Enregistrement aux élections : démarrage réussi, mais entaché d’irrégularités
Plus de 12 mille Tunisiens se sont enregistrés, et 1543 autres ont effectué une mise à jour de leurs données au premier jour des enregistrements en vue des élections législatives et de la présidentielle de 2019. Un bilan dont se félicite l’Instance supérieure indépendante des élections (ISIE), mais dont on découvre qu’il contient déjà au moins une grave enfreinte à la loi électorale et à la Constitution. Explications.
« Ce chiffre est un indicateur positif compte tenu de la situation du pays et de la désaffection du citoyen tunisien pour les affaires publiques, ainsi que certaines défaillances techniques qui se produisent généralement le premier jour du processus d’enregistrement », a considéré Anis Jarboui, membre du conseil de l’ISIE.
Priorité à la sensibilisation des jeunes
La même source indique que les coordinateurs de l’ensemble des gouvernorats s’étaient déplacés dans des lycées secondaires et avaient convenu avec les directeurs des établissements de leur permettre d’inscrire les élèves en âge de voter (18 ans). Un électorat jeune (entre 18 et 20 ans) estimé à quelques 300 mille électeurs.
Le dernier scrutin en date en Tunisie, celui des municipales du 6 mai 2018, avait montré un abstentionnisme extrêmement élevé dans cette tranche de la population. Cette fois la campagne d’enregistrement a été lancée relativement tôt, dès le 10 avril 2019, pour le double scrutin d’octobre et de novembre 2019, et ce afin d’encourager le plus grand nombre de Tunisiens non-inscrits à l’intérieur et à l’extérieur de la république à le faire.
L’ISIE précise que les inscriptions pour les élections législatives seront clôturées le 22 mai prochain, tandis que celles de la présidentielle le seront le 4 juillet 2019. Les Tunisiens résidents à l’étranger peuvent quant à eux s’inscrire chez eux ou à l’étranger auprès des missions diplomatiques et des consulats du pays de résidence ou via le site web qui contient toutes les données nécessaires.
Faute de temps, l’ISIE est-elle tombée dans l’illégalité ?

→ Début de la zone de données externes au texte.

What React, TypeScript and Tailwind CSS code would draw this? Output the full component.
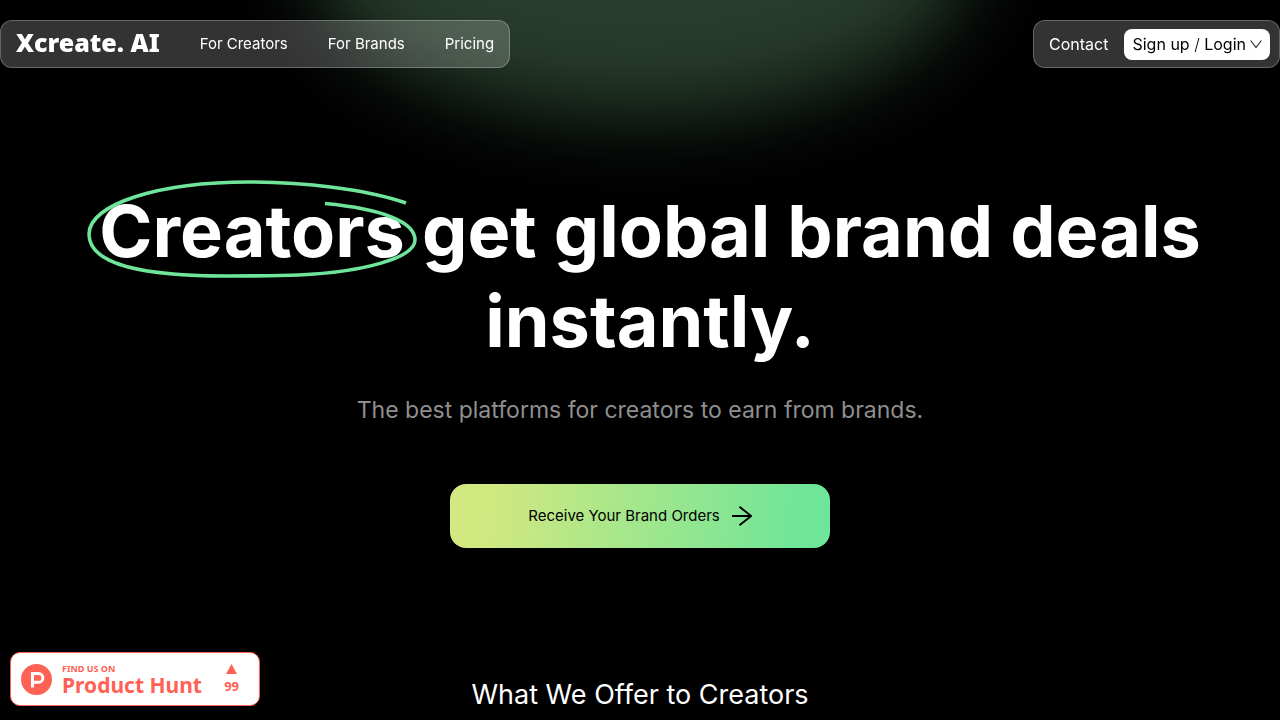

En 2014, une polémique avait déjà eu lieu lorsque l’IISIE avait eu recours à un raccourci en faisant appel au ministère des Affaires étrangères pour inscrire ainsi plus rapidement les Tunisiens résidents à l’étranger. On pensait ces procédés illégaux révolus. Mais voilà que les vieux démons de la non indépendance refont surface, à en croire le membre de l’ISIE Nabil Azizi, qui intervenait hier lundi sur les ondes de RTCI (vidéo ci-dessus).

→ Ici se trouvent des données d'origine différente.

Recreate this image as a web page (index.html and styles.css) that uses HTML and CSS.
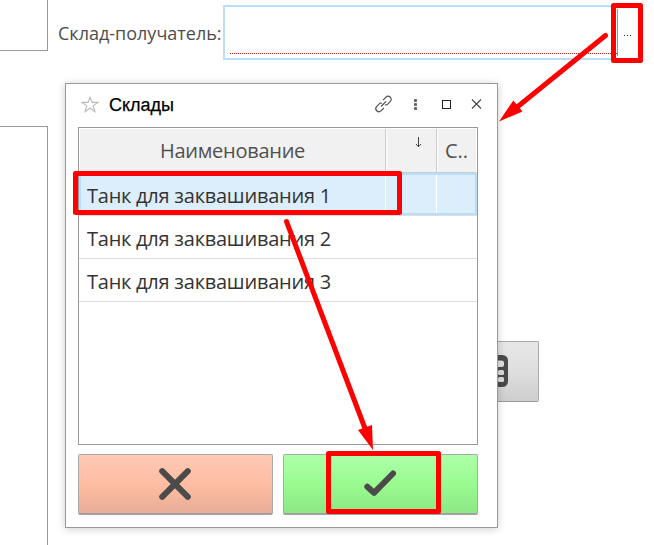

Causant la stupeur de l’animateur Anis Morai, Azizi a révélé que son collègue le président de l’ISIE Nabil Baffoun « a donné son feu vert aux représentations consulaires pour inscrire les électeurs, le temps que l’instance régionale des élections (IRIE) prennent la relève »… « Mais ce que vous affirmez est contraire à la loi ! », rétorque l’animateur, interloqué. Ce à quoi le membre du Conseil de l’ISIE répond incrédule et nonchalant : « bah oui, c’est comme ça… ».

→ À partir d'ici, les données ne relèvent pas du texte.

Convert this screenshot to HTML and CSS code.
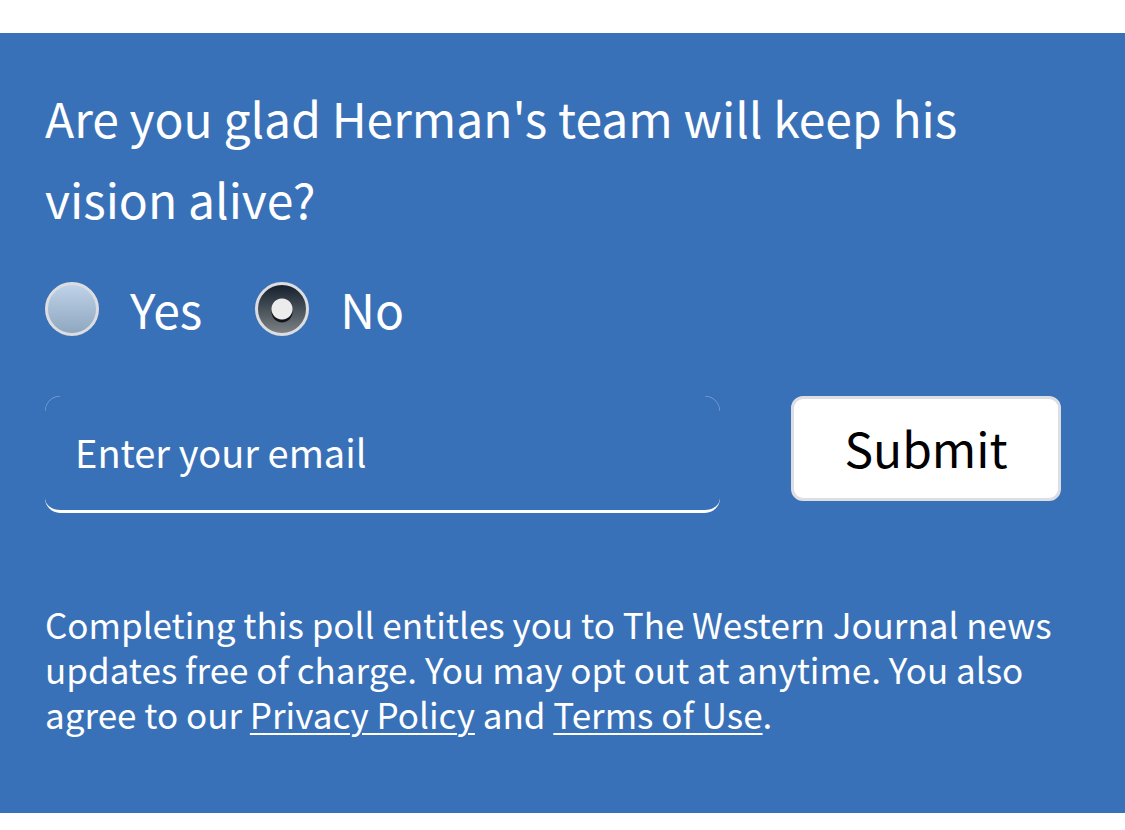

Un échange surréaliste, qui fait dire à certains internautes aussi choqués que narquois : « Tant qu’on y est, pourquoi ne pas confier les élections sur le plan national au ministère de l’Intérieur, comme au bon vieux temps, et qu’on en finisse ! ».
En guise de défense bancale, Nabil Azizi avance que ce qui compte c’est que les électeurs résidents à l’étranger bénéficient de leur droit au vote, quitte à ce que le pouvoir exécutif s’en mêle : « Ces derniers ont longtemps milité pour avoir cet avantage et être représentés au parlement » tente-t-il de tempérer, sans convaincre son intervieweur.
Rejetant la responsabilité de cette mesure sur son propre président Nabil Baffoun (ce qui en soi laisse deviner de nouvelles dissensions au sein de l’Instance), Azizi explique que ce dernier aurait pris cette décision, « à contre-cœur ».
L’efficacité à tout prix ? La fin justifie-t-elle les moyens ? Toujours est-il qu’Azizi explique au passage que l’ISIE a de nouveau la main sur le processus : « Nous avons repris la main […] et le fait de donner le privilège aux consulats d’inscrire les électeurs n’aura pas d’impact significatif puisque seuls 50 personnes se sont présentées ». Un chiffre certes dérisoire sur le papier, mais un chiffre qui dans un passé récent, notamment durant les élections en Allemagne où Yassine Ayari l’a remporté avec 284 voix, a pu faire basculer des scrutins entiers.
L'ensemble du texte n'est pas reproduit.